DC Upholds Same Sex Marriage

In a narrow ruling last week, the DC Court of Appeals upheld a lower court ruling barring a referendum by opponents of a recently enacted law legalizing same sex marriage in the District.

A DC Court of Appeals, in a 5-4 ruling last week, upheld same-sex marriage in the District. The ruling was in response to a prior decision, by the DC Board of Elections and Ethics, not to allow voters to decide on the issue via a referendum process in the District.

According to the Washington Post, the DC Council approved same sex marriage in December 2009. The bill then became law, after a court upheld the council’s decision, in March 2010. This most recent court decision confirmed a lower court’s ruling when it disallowed a ballot measure to move forward “because it would promote discrimination against gay men and lesbians.”

It’s essentially what the most recent ruling from the DC Court of Appeals stated as well:

The judges said they were convinced that the council would not have authorized “any initiative” that would have discriminated against residents and violated the Human Rights Act. The judges also wrote that the board “correctly determined that the proposed initiative would have the effect of authorizing such discrimination.”

The judges further stated that the council “was not obliged to allow initiatives that would have the effect of authorizing discrimination prohibited by the Human Rights Act to be put to voters, and then to repeal them, or to wait for them to be challenged as having been improper subjects of initiative, should they be approved by voters.”

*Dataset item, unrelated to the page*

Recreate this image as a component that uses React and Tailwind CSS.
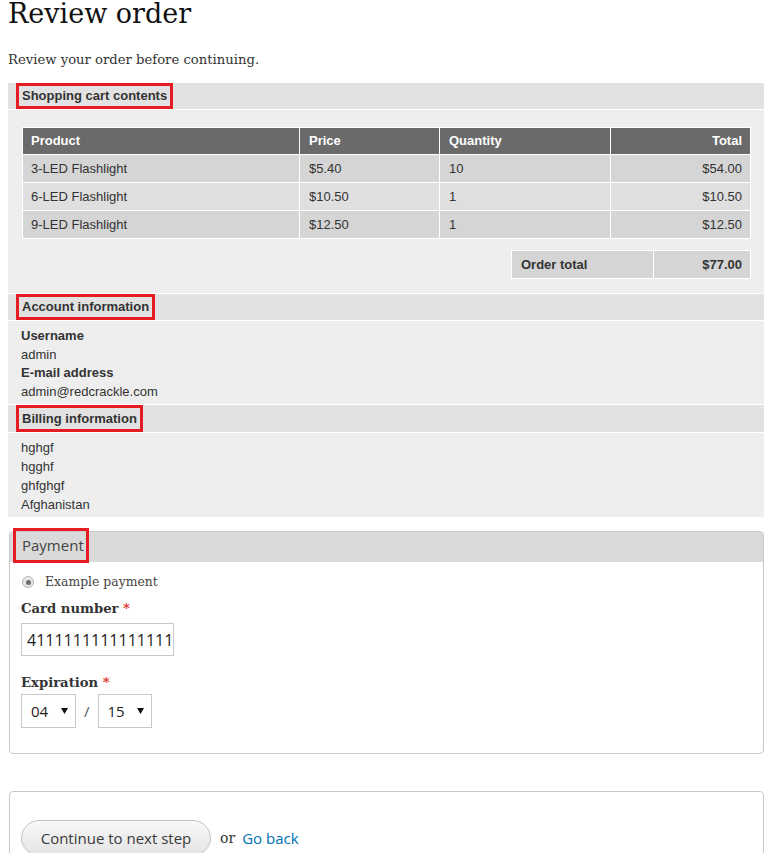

Bishop Harry Jackson, pastor of Hope Christian Church, led the charge against the same sex marriage law arguing through his lawyers that DC residents were being discriminated against by taking away their right to vote on this issue. In response to the DC Court of Appeals ruling, Austin Nimocks, senior legal counsel for the Alliance Defense Fund, one of the key opponents to same sex marriage, argued:

“In America, we respect the right to vote. The citizens of the District of Columbia should not have their voices suppressed by the government, but that is exactly what is happening here. The decision from the D.C. Court of Appeals means that those living in our nation’s capitol are being denied their most fundamental freedom: the right to vote. We are considering our options to right this wrong, which include asking the U.S. Supreme Court to consider this case.”

According to the Washington Post article on Friday, July 16th, the four dissenters in the opinion specifically noted that they were not ruling against same sex marriage but questioned whether the Board was acting within the scope of the law by refusing to allow a referendum on the issue.

Alliance Defense Fund and their partner in the case, Stand4Marriage, are “considering an appeal to the U.S. Supreme Court.”